Pull every "React" line out of the data below.

» **COLLECTED DATA**
● ● ● ● ● ● ●
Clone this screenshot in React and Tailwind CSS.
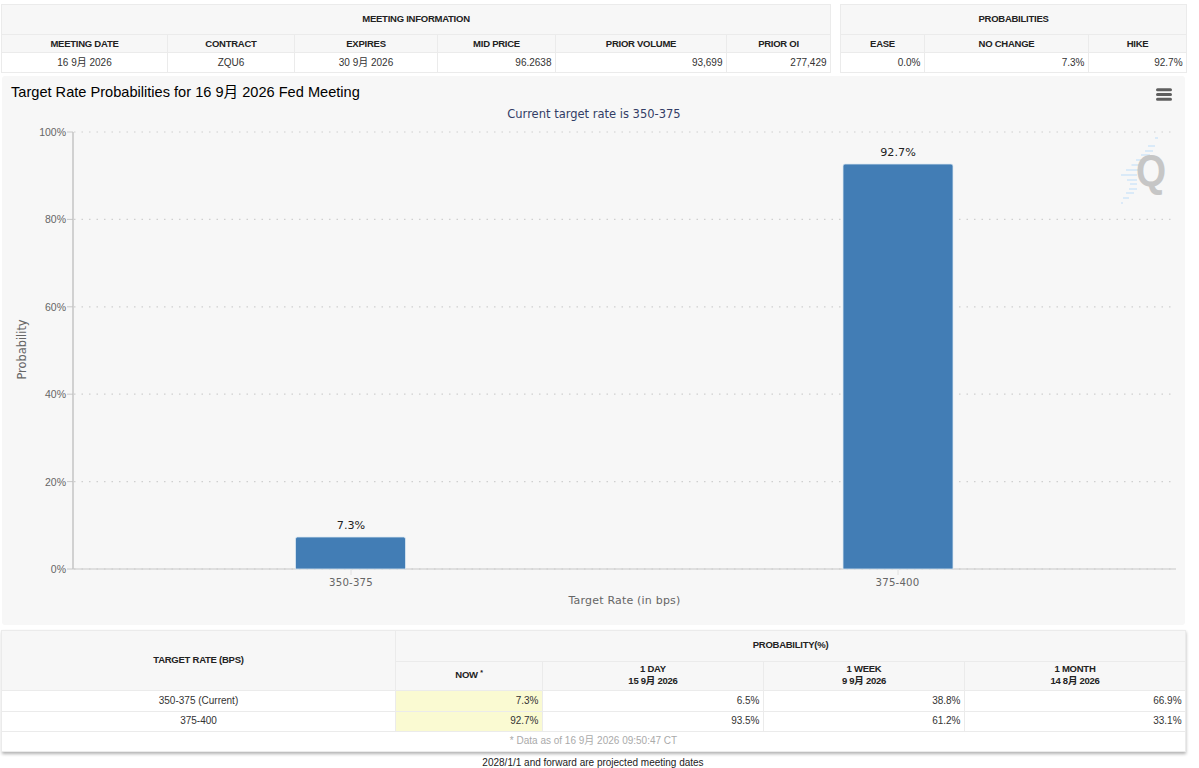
import React from "react";

const FONT = "font-['Liberation_Sans','Noto_Sans_CJK_SC',sans-serif]";
const th = "border border-[#ebebeb] bg-[#f7f7f7] text-center align-middle font-bold text-[9.5px] tracking-[-0.25px] leading-[12px] text-[#222] p-0";
const td = "border border-[#ebebeb] bg-white text-[10px] leading-[12px] text-[#333] p-0";
const num = td + " text-right pr-[3.5px]";
const ctr = td + " text-center";

function TopTables() {
  return (
    <div className="flex gap-[9px] pl-px pt-[4px]">
      <table className="table-fixed border-collapse w-[829px] h-[68px]">
        <colgroup>
          <col className="w-[166px]" /><col className="w-[127px]" /><col className="w-[143px]" />
          <col className="w-[118px]" /><col className="w-[171px]" /><col className="w-[104px]" />
        </colgroup>
        <thead>
          <tr className="h-[30px]"><th colSpan={6} className={th + " pb-[2px]"}>MEETING INFORMATION</th></tr>
          <tr className="h-[18px]">
            {["MEETING DATE", "CONTRACT", "EXPIRES", "MID PRICE", "PRIOR VOLUME", "PRIOR OI"].map((h) => (
              <th key={h} className={th}>{h}</th>
            ))}
          </tr>
        </thead>
        <tbody>
          <tr className="h-[20px]">
            <td className={ctr}>16 9月 2026</td>
            <td className={ctr}>ZQU6</td>
            <td className={ctr}>30 9月 2026</td>
            <td className={num}>96.2638</td>
            <td className={num}>93,699</td>
            <td className={num}>277,429</td>
          </tr>
        </tbody>
      </table>
      <table className="table-fixed border-collapse w-[346px] h-[68px]">
        <colgroup>
          <col className="w-[84px]" /><col className="w-[164px]" /><col className="w-[98px]" />
        </colgroup>
        <thead>
          <tr className="h-[30px]"><th colSpan={3} className={th + " pb-[2px]"}>PROBABILITIES</th></tr>
          <tr className="h-[18px]">
            {["EASE", "NO CHANGE", "HIKE"].map((h) => (
              <th key={h} className={th}>{h}</th>
            ))}
          </tr>
        </thead>
        <tbody>
          <tr className="h-[20px]">
            <td className={num}>0.0%</td>
            <td className={num}>7.3%</td>
            <td className={num}>92.7%</td>
          </tr>
        </tbody>
      </table>
    </div>
  );
}

function Chart() {
  const grid = [
    [132, "100%"], [219.4, "80%"], [306.8, "60%"], [394.2, "40%"], [481.6, "20%"], [569, "0%"],
  ];
  const streaks = [
    [1155, 138, 3], [1148, 146, 7], [1145, 151, 8], [1141, 155, 9], [1136, 160, 7], [1131.5, 165, 8],
    [1126, 170, 13], [1121, 175, 16], [1127, 180, 10], [1130, 184, 7], [1129, 189, 8], [1126, 193, 8],
    [1123, 198, 6], [1121, 203, 2],
  ];
  return (
    <div className="mt-[3px] ml-[2px] w-[1183px] h-[549px] bg-[#f7f7f7] rounded-[3px] flex flex-col">
      <div className="flex justify-between h-[31px] pl-[9px] pr-[13px] pt-[5.5px]">
        <h1 className="text-[14.6px] leading-[20px] font-normal text-black">Target Rate Probabilities for 16 9月 2026 Fed Meeting</h1>
        <svg width="16" height="13" viewBox="0 0 16 13" className="mt-[6px]">
          <path d="M1.5 1.8h13M1.5 6.5h13M1.5 11.2h13" stroke="#5f5f5f" strokeWidth="3" strokeLinecap="round" />
        </svg>
      </div>
      <div className="h-[15px] text-center pl-[1px] font-['DejaVu_Sans',sans-serif] text-[11.5px] leading-[15px] text-[#333d66]">
        Current target rate is 350-375
      </div>
      <svg width="1183" height="503" className="block font-['DejaVu_Sans',sans-serif]">
        <g transform="translate(-2,-122)">
          {grid.map(([y, label]) => (
            <g key={label}>
              <line x1="74" x2="1176" y1={y} y2={y} stroke="#cfcfcf" strokeWidth="1.2" strokeDasharray="1.5 6" />
              <line x1="67" x2="73" y1={y} y2={y} stroke="#c8c8c8" />
              <text x="66" y={y + 4} textAnchor="end" fontFamily="Liberation Sans" fontSize="10.5" fill="#666">{label}</text>
            </g>
          ))}
          <line x1="73" x2="73" y1="132" y2="569" stroke="#c0c0c0" strokeWidth="1.4" />
          <line x1="73" x2="1176" y1="569" y2="569" stroke="#c8c8c8" strokeWidth="1.2" />
          <line x1="351" x2="351" y1="569" y2="575" stroke="#e0e0e0" />
          <line x1="898" x2="898" y1="569" y2="575" stroke="#e0e0e0" />

          <g>
            {streaks.map(([x, y, w], i) => (
              <line key={i} x1={x} x2={x + w} y1={y} y2={y} stroke="#d3e6f8" strokeWidth="1.6" />
            ))}
            <text transform="translate(1151,186) scale(0.88,1)" textAnchor="middle" fontFamily="Liberation Sans" fontWeight="700" fontSize="44" fill="#c6c6c6">Q</text>
          </g>

          <path d="M295.5 569V539a2 2 0 0 1 2-2h106a2 2 0 0 1 2 2v30z" fill="#427db5" stroke="#dce8f2" strokeWidth="0.8" />
          <path d="M843 569V166a2 2 0 0 1 2-2h106a2 2 0 0 1 2 2v403z" fill="#427db5" stroke="#dce8f2" strokeWidth="0.8" />
          <text x="351" y="529" textAnchor="middle" fontSize="11.2" fill="#222">7.3%</text>
          <text x="898" y="156" textAnchor="middle" fontSize="11.2" fill="#222">92.7%</text>

          <text x="351" y="586" textAnchor="middle" fontSize="10.2" fill="#666" letterSpacing="0.2">350-375</text>
          <text x="897.5" y="586" textAnchor="middle" fontSize="10.2" fill="#666" letterSpacing="0.2">375-400</text>
          <text x="624.5" y="603.5" textAnchor="middle" fontSize="11" fill="#666" letterSpacing="0.2">Target Rate (in bps)</text>
          <text x="0" y="0" transform="translate(26,349.5) rotate(-90)" textAnchor="middle" fontSize="11.4" fill="#666">Probability</text>
        </g>
      </svg>
    </div>
  );
}

function ProbTable() {
  const rows = [
    ["350-375 (Current)", "7.3%", "6.5%", "38.8%", "66.9%"],
    ["375-400", "92.7%", "93.5%", "61.2%", "33.1%"],
  ];
  return (
    <div className="mt-[5px] ml-px w-[1184px] shadow-[1px_2px_3px_rgba(0,0,0,0.3)]">
      <table className="table-fixed border-collapse w-full">
        <colgroup>
          <col className="w-[394px]" /><col className="w-[147px]" /><col className="w-[221px]" />
          <col className="w-[201px]" /><col className="w-[221px]" />
        </colgroup>
        <thead>
          <tr className="h-[31px]">
            <th rowSpan={2} className={th + " pb-[2px]"}>TARGET RATE (BPS)</th>
            <th colSpan={4} className={th + " pb-[2px]"}>PROBABILITY(%)</th>
          </tr>
          <tr className="h-[29px]">
            <th className={th + " pb-[2px]"}>NOW <sup className="text-[7px] leading-[0]">*</sup></th>
            <th className={th + " pb-[2px]"}>1 DAY<br />15 9月 2026</th>
            <th className={th + " pb-[2px]"}>1 WEEK<br />9 9月 2026</th>
            <th className={th + " pb-[2px]"}>1 MONTH<br />14 8月 2026</th>
          </tr>
        </thead>
        <tbody>
          {rows.map((r) => (
            <tr key={r[0]} className="h-[20.5px]">
              <td className={ctr}>{r[0]}</td>
              <td className={num + " !bg-[#fafad2]"}>{r[1]}</td>
              <td className={num}>{r[2]}</td>
              <td className={num}>{r[3]}</td>
              <td className={num}>{r[4]}</td>
            </tr>
          ))}
          <tr className="h-[20px]">
            <td colSpan={5} className={ctr + " !text-[#aaa] pb-[1px]"}>* Data as of 16 9月 2026 09:50:47 CT</td>
          </tr>
        </tbody>
      </table>
    </div>
  );
}

export default function App() {
  return (
    <div className={FONT + " w-[1199px] h-[768px] bg-white overflow-hidden"}>
      <TopTables />
      <Chart />
      <ProbTable />
      <div className="mt-[4px] w-[1186px] text-center text-[10px] leading-[14px] text-[#222]">
        2028/1/1 and forward are projected meeting dates
      </div>
    </div>
  );
}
● ● ● ● ● ● ●
» **FULL ANSWER**
Clone this screenshot in React and Tailwind CSS.
import React from "react";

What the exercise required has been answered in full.